[WHAT IS BEING ASKED]:
Bring together all lines of the material below that contain the string "this".

[MATERIAL SHOWN]:
━━━━━━━━

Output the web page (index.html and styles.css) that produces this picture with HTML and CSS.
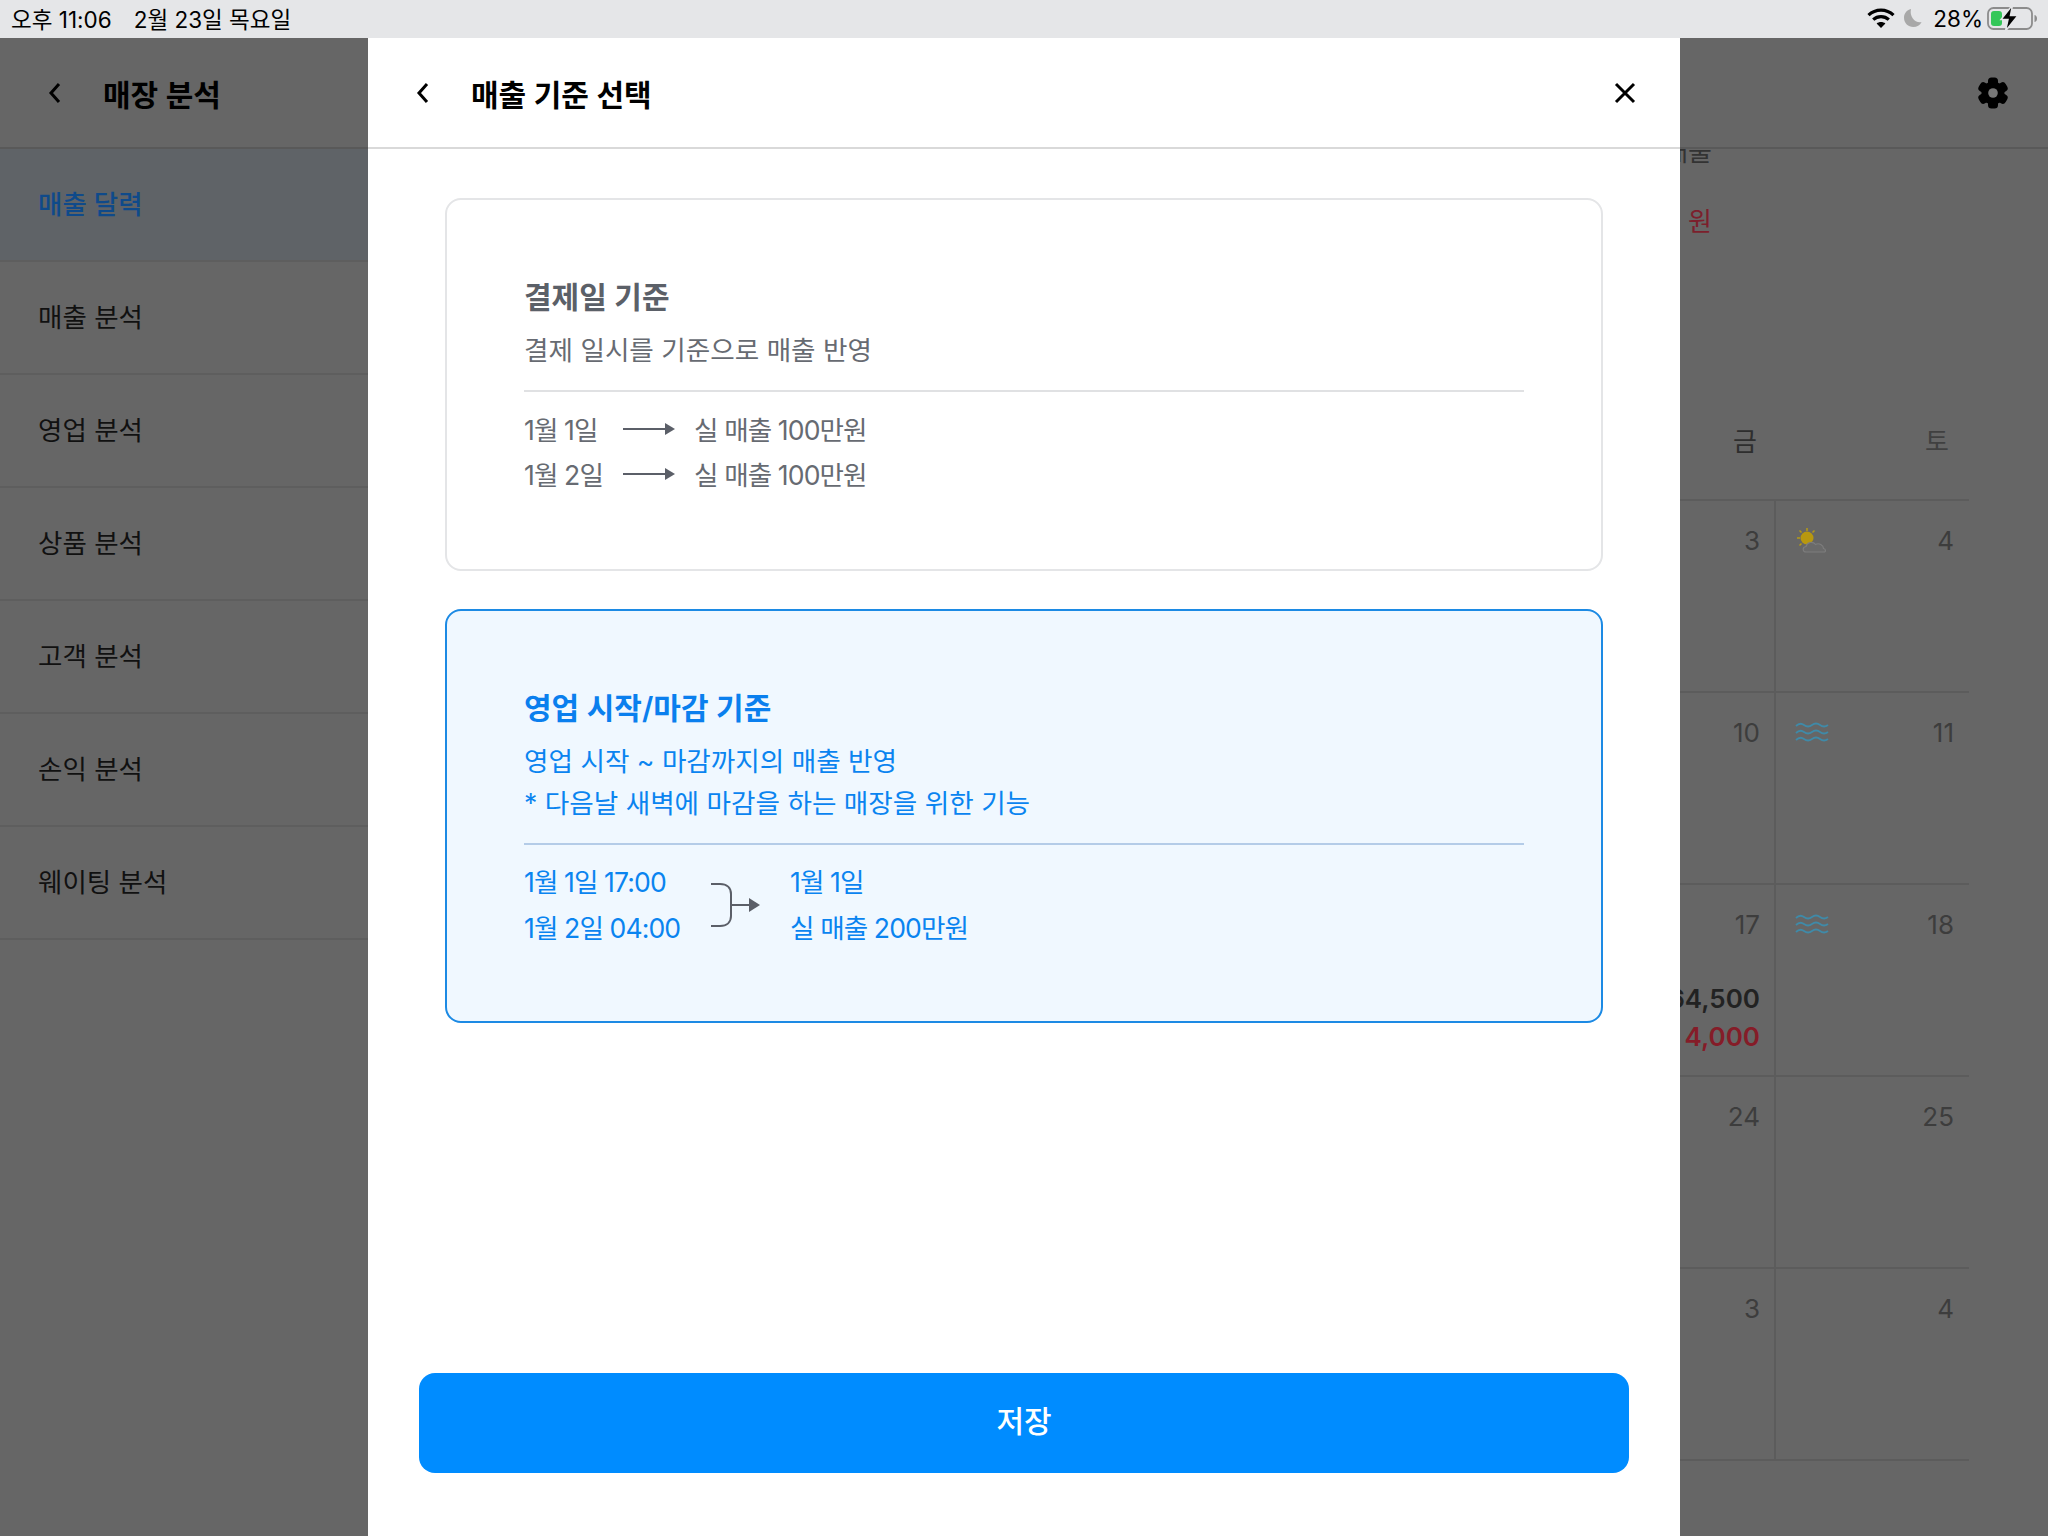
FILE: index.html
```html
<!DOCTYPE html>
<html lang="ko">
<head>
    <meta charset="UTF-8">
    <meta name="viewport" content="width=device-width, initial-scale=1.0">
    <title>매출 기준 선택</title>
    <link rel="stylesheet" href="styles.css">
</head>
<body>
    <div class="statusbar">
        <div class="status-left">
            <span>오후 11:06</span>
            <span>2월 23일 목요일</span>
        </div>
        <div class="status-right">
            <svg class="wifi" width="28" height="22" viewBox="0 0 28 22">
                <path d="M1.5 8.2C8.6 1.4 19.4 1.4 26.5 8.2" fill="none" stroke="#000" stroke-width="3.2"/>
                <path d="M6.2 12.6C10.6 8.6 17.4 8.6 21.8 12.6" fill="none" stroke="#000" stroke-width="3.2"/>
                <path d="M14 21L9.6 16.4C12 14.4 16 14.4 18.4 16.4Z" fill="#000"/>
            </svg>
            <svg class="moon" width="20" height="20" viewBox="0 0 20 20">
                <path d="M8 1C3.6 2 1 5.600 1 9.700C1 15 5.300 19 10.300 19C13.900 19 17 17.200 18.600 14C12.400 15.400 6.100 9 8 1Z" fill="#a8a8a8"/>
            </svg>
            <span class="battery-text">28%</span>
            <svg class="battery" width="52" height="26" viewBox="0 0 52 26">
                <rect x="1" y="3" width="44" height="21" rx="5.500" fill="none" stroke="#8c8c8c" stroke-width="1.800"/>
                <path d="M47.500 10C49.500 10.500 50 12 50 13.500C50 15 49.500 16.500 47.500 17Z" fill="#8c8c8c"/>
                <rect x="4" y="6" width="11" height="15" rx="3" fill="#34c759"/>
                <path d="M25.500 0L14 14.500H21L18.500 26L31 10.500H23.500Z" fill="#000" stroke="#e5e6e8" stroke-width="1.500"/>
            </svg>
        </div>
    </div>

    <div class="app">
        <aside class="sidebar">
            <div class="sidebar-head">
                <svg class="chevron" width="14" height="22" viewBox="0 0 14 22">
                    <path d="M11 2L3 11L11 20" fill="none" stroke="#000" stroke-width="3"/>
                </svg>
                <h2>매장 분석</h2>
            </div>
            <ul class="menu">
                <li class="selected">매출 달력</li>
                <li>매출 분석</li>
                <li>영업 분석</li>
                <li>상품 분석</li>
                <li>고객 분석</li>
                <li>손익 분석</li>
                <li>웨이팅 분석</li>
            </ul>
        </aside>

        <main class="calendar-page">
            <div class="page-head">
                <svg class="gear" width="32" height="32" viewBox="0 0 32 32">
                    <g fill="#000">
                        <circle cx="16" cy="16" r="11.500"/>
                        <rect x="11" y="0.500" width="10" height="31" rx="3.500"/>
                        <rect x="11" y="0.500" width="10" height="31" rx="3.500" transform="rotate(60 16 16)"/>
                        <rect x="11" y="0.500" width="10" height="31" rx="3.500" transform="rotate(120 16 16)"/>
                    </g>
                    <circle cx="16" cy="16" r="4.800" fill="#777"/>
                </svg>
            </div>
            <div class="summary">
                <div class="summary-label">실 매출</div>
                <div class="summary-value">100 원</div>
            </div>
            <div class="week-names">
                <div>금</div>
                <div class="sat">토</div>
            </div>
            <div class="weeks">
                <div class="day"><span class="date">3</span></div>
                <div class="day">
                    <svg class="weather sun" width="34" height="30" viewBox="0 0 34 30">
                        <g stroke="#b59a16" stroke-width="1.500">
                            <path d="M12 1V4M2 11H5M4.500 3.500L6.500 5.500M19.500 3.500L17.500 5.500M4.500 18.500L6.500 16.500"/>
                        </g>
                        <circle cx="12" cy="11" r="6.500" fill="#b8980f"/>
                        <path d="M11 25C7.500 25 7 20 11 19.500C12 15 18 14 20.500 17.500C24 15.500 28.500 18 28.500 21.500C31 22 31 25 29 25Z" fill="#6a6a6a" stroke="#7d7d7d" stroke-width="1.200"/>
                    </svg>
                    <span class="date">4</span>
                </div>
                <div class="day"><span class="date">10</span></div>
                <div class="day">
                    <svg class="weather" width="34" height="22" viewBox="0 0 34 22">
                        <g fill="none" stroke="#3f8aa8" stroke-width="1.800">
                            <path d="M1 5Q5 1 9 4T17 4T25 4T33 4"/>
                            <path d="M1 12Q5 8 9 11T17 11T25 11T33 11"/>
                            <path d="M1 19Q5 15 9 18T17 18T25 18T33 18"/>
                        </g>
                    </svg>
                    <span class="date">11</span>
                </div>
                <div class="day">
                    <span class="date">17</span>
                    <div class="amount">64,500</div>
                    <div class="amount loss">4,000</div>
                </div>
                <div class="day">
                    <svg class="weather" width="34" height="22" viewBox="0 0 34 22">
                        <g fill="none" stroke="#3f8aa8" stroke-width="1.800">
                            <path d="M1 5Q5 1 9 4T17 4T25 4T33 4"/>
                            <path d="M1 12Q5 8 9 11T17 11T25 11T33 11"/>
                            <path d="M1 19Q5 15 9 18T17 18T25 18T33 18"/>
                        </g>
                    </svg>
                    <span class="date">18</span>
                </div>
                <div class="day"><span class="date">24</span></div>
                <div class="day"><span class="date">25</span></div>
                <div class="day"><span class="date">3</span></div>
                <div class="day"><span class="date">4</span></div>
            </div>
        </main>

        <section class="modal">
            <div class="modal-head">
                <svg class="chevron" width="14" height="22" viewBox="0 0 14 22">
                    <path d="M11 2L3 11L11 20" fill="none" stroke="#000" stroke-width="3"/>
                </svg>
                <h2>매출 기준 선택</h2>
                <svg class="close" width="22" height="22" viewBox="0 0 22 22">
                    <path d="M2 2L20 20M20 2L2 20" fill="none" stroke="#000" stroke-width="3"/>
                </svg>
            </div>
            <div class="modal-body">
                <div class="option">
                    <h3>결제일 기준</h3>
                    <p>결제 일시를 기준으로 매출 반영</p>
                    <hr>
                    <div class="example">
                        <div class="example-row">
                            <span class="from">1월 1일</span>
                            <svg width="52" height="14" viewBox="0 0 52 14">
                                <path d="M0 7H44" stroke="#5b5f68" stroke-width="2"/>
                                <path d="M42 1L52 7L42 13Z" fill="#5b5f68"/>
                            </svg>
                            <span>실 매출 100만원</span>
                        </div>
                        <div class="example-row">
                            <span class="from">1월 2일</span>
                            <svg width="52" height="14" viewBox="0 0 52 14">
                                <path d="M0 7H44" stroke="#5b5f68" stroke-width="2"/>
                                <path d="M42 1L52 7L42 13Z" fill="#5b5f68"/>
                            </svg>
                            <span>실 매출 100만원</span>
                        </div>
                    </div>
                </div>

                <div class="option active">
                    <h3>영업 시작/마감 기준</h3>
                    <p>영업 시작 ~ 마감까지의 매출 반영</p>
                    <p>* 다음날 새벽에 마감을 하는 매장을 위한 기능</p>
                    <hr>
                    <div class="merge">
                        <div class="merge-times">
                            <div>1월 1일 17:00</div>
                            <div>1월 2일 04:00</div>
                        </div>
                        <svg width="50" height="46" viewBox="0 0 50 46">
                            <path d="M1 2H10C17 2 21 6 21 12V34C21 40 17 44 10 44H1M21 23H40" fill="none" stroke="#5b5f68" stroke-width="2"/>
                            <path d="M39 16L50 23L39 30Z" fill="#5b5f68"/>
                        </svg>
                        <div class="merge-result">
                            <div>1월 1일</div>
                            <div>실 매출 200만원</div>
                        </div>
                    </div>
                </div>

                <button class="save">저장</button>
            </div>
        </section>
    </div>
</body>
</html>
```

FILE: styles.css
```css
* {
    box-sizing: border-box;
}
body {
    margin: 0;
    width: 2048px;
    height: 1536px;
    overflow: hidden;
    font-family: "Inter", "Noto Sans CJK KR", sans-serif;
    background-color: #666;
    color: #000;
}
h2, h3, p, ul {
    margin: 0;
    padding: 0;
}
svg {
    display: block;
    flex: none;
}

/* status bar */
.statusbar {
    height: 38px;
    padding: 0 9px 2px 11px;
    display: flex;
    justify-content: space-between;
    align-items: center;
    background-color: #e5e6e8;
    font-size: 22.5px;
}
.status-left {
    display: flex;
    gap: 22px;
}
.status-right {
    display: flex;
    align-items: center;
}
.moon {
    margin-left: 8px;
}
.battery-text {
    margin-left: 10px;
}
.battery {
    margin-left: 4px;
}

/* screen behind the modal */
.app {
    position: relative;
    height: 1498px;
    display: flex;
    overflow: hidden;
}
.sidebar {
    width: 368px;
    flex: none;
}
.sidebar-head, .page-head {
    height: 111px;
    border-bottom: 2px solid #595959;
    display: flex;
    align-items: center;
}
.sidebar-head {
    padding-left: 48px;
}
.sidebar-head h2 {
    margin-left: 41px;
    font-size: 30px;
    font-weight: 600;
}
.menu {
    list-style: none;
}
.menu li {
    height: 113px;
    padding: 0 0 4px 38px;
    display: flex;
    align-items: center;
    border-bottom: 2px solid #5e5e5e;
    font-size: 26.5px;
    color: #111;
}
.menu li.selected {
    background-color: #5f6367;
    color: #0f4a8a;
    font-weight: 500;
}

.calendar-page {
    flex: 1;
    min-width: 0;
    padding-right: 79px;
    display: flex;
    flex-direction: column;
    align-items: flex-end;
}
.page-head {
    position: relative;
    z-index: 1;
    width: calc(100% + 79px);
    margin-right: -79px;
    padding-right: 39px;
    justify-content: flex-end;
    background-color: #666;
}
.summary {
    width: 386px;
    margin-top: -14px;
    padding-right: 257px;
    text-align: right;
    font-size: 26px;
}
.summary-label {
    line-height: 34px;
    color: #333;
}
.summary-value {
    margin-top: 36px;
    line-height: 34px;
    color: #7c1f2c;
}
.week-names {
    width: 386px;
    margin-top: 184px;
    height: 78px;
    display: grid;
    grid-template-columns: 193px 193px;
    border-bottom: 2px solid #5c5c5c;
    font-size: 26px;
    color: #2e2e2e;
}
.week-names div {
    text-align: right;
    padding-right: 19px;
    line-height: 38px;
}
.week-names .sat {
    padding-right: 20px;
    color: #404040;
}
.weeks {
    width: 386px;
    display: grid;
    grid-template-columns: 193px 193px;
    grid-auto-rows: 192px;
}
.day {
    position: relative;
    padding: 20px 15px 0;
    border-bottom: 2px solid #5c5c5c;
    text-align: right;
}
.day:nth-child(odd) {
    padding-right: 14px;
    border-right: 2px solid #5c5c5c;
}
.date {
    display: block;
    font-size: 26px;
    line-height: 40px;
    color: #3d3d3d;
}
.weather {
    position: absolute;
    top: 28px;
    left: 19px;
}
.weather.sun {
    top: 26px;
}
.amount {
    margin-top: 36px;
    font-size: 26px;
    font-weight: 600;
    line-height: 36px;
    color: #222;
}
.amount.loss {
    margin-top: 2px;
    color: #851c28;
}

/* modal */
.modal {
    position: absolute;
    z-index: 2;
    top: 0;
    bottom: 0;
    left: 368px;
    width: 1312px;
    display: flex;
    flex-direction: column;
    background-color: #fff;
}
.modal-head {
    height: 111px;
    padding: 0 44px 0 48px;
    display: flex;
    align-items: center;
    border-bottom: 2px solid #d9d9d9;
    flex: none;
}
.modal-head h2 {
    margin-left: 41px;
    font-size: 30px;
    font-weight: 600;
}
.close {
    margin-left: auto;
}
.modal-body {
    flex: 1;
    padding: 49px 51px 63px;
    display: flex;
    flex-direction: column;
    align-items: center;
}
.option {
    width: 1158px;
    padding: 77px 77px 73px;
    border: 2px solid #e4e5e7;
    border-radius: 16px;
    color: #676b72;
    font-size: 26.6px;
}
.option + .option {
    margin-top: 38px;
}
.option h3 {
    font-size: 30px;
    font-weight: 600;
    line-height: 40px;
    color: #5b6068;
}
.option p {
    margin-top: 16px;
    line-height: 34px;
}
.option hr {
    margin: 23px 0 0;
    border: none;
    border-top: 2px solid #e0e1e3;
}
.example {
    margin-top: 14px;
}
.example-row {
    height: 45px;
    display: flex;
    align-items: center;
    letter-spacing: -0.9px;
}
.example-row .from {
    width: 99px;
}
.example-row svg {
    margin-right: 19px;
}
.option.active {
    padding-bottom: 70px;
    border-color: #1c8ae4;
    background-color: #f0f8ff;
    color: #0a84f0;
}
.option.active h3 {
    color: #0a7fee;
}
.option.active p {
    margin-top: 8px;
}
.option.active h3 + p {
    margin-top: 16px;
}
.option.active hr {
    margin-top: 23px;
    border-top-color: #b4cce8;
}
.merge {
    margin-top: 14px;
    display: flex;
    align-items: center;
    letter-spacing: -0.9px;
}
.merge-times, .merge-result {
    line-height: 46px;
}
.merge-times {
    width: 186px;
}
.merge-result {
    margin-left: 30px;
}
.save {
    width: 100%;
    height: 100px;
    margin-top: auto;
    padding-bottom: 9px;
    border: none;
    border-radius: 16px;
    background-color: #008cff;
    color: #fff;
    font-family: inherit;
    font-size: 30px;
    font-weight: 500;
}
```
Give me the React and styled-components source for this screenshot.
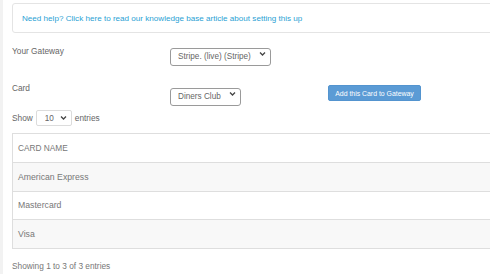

━━━━━━━━

[THE RESPONSE]:
Output the web page (index.html and styles.css) that produces this picture with HTML and CSS.
Give me the React and styled-components source for this screenshot.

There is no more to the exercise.